Élection présidentielle en Algérie, après 11 mois de contestation
Entretien réalisé par Marine Henriot - Cité du Vatican
Tous les vendredis, puis deux fois par semaine et désormais même la nuit, les manifestants descendent dans les rues d’Algérie. Ils participent, sans manifester aucune lassitude, à un mouvement de contestation inédit dans le pays, le «Hirak», afin de demander le démantèlement du «système» politique algérien.

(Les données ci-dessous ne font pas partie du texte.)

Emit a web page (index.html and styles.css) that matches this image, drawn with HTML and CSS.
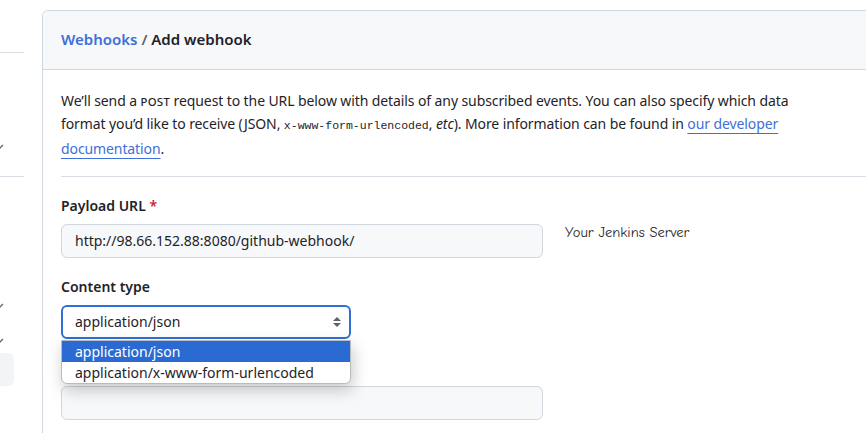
FILE: index.html
```html
<!DOCTYPE html>
<html>
<head>
<meta charset="utf-8">
<link rel="stylesheet" href="styles.css">
</head>
<body>
<div class="page">
  <aside class="sidebar">
    <div class="side-item first"></div>
    <div class="side-item chev-row"><svg class="chev" width="10" height="10" viewBox="0 0 10 10"><path d="M1 3 L5 7 L9 3" fill="none" stroke="#656d76" stroke-width="1.4"/></svg></div>
    <div class="side-item sep"></div>
    <div class="side-item chev-row r2"><svg class="chev" width="10" height="10" viewBox="0 0 10 10"><path d="M1 3 L5 7 L9 3" fill="none" stroke="#656d76" stroke-width="1.4"/></svg></div>
    <div class="side-item chev-row r3"><svg class="chev" width="10" height="10" viewBox="0 0 10 10"><path d="M1 3 L5 7 L9 3" fill="none" stroke="#656d76" stroke-width="1.4"/></svg></div>
    <div class="side-active"></div>
  </aside>
  <main class="card">
    <div class="card-header">
      <a class="crumb" href="#">Webhooks</a> <span class="slash">/</span> Add webhook
    </div>
    <div class="card-body">
      <p class="intro">We’ll send a <span class="sc">post</span> request to the URL below with details of any subscribed events. You can also specify which data format you’d like to receive (JSON, <code>x-www-form-urlencoded</code>, <em>etc</em>). More information can be found in <a href="#" class="doc">our developer documentation</a>.</p>
      <div class="divider"></div>
      <div class="form">
        <label class="label">Payload URL <span class="req">*</span></label>
        <div class="row">
          <div class="input url">http://98.66.152.88:8080/github-webhook/</div>
          <span class="note">Your Jenkins Server</span>
        </div>
        <label class="label">Content type</label>
        <div class="select-wrap">
          <div class="select">application/json
            <svg class="arrows" width="10" height="14" viewBox="0 0 10 14"><path d="M5 2 L9 6 H1 Z M5 12 L9 8 H1 Z" fill="#59636e"/></svg>
          </div>
          <ul class="dropdown">
            <li class="opt active">application/json</li>
            <li class="opt">application/x-www-form-urlencoded</li>
          </ul>
        </div>
        <label class="label">Secret</label>
        <div class="input url"></div>
      </div>
    </div>
  </main>
</div>
</body>
</html>
```
FILE: styles.css
```css
* { box-sizing: border-box; }
html, body { margin: 0; padding: 0; background: #fff; }
body {
  width: 866px; height: 433px; overflow: hidden;
  font-family: "Noto Sans", "Liberation Sans", sans-serif;
  font-size: 14px; color: #1f2328;
}
.page { display: flex; align-items: flex-start; }
.sidebar { width: 24px; flex: none; margin-right: 18px; position: relative; height: 433px; }
.side-item.first { height: 53px; border-bottom: 1px solid #d8dee4; }
.chev-row { height: 20px; position: relative; overflow: hidden; }
.chev-row:nth-child(2) { margin-top: 85px; }
.chev { position: absolute; left: -6px; top: 4px; }
.side-item.sep { height: 1px; background: #d8dee4; margin-top: 18px; }
.chev-row.r2 { margin-top: 120px; }
.chev-row.r3 { margin-top: 15px; }
.side-active { width: 14px; height: 33px; margin-top: 1px; background: #f3f4f6; border-radius: 0 6px 6px 0; }

.card {
  margin-top: 10px; width: 900px; flex: none;
  border: 1px solid #d0d7de; border-radius: 6px 0 0 0;
  height: 440px;
}
.card-header {
  background: #f6f8fa; border-bottom: 1px solid #d0d7de;
  height: 59px; padding: 16px 18px 0; font-size: 15px; font-weight: 600; line-height: 24px;
  border-radius: 6px 0 0 0;
}
.crumb { color: #3f6fd8; text-decoration: none; }
.slash { color: #59636e; }
.card-body { padding: 0 0 0 18px; }
.intro { margin: 0; padding: 19px 0 16px; line-height: 23px; width: 770px; letter-spacing: -0.1px; }
.divider { height: 1px; background: #d8dee4; }
.sc { font-variant: small-caps; letter-spacing: 0.3px; }
code { font-family: "Liberation Mono", "DejaVu Sans Mono", monospace; font-size: 11.5px; letter-spacing: 0; }
em { font-style: italic; }
.doc { color: #3f6fd8; text-decoration: underline; text-underline-offset: 4px; text-decoration-thickness: 1px; }
.form { display: flex; flex-direction: column; align-items: flex-start; }
.label { display: block; font-weight: 600; line-height: 20px; margin-top: 19px; margin-bottom: 8px; }
.req { color: #cf222e; }
.row { display: flex; align-items: flex-start; }
.input {
  width: 482px; height: 34px; background: #f6f8fa;
  border: 1px solid #d0d7de; border-radius: 6px;
  padding: 0 13px; line-height: 32px; font-size: 14px;
}
.note { font-family: "Comic Sans MS", "Comic Neue", "DejaVu Sans", cursive; font-size: 14.5px; margin: -1px 0 0 22px; line-height: 20px; }
.select-wrap { position: relative; }
.select {
  width: 290px; height: 34px; border: 2px solid #2f6fd6; border-radius: 6px;
  padding: 0 12px; line-height: 30px; background: #fff; position: relative;
}
.arrows { position: absolute; right: 7px; top: 8px; }
.dropdown {
  position: absolute; left: 0; top: 35px; z-index: 5;
  width: 290px; margin: 0; padding: 0; list-style: none;
  background: #fff; border: 1px solid #b8bcc2; border-radius: 0 0 6px 6px;
  box-shadow: 2px 6px 16px rgba(0,0,0,0.22);
  overflow: hidden;
}
.opt { height: 21px; line-height: 21px; padding-left: 13px; font-size: 14px; }
.opt.active { background: #2b6ad2; color: #fff; }
```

Ces dernières semaines, à l’approche du scrutin du 12 décembre, le mouvement s’est même renforcé. Dans les manifestations, les slogans dénoncent la tenue de l'élection présidentielle et pointent du doigt les cinq candidats briguant le poste de président, qui ont tous participé ou soutenu, plus ou moins longtemps, la présidence d’Abdelaziz Bouteflika. «Non à l’élection de la honte», «Parodie», «Mascarade», peut-on lire sur les pancartes brandies par les manifestants.
Depuis le 22 février, le régime est massivement contesté. Après avoir obtenu en avril la démission d'Abdelaziz Bouteflika à la tête de l'État depuis 20 ans, le Hirak exige le départ de l’ensemble de la classe politique au pouvoir depuis l'indépendance en 1962. La rue demande un renversement du système, et ce même système lui propose aujourd'hui des élections.
«La plupart des manifestants considèrent cette élection comme un moyen de pérenniser le système et non pas une réponse à leurs revendications», explique le géopolitologue Brahim Oumansour, chercheur associé à l’Iris, l'Institut de relations internationales et stratégiques.
Le rôle de l’armée
Faute de candidats, une présidentielle initialement prévue le 4 juillet avait dû être annulée et l'Algérie a depuis à sa tête un président par intérim effacé, Abdelkader Bensalah, dont le mandat légal a pris fin depuis cinq mois, et un gouvernement nommé par Abdelaziz Bouteflika deux jours avant sa démission pour gérer les affaires courantes, avec à sa tête un fidèle, Noureddine Bedoui.
Le «gardien du système», c’est le chef d'État major Ahmed Gaïd Salah, également vice-ministre de la Défense nationale, au premier rang depuis février. Une position inconfortable pour l’armée, «l'État major presse pour la mise en place d’élections, car celui-ci est désormais trop exposé publiquement», éclaire Brahim Oumansour, «cette élection est considérée par l'État major comme une normalisation de la situation dans le pays».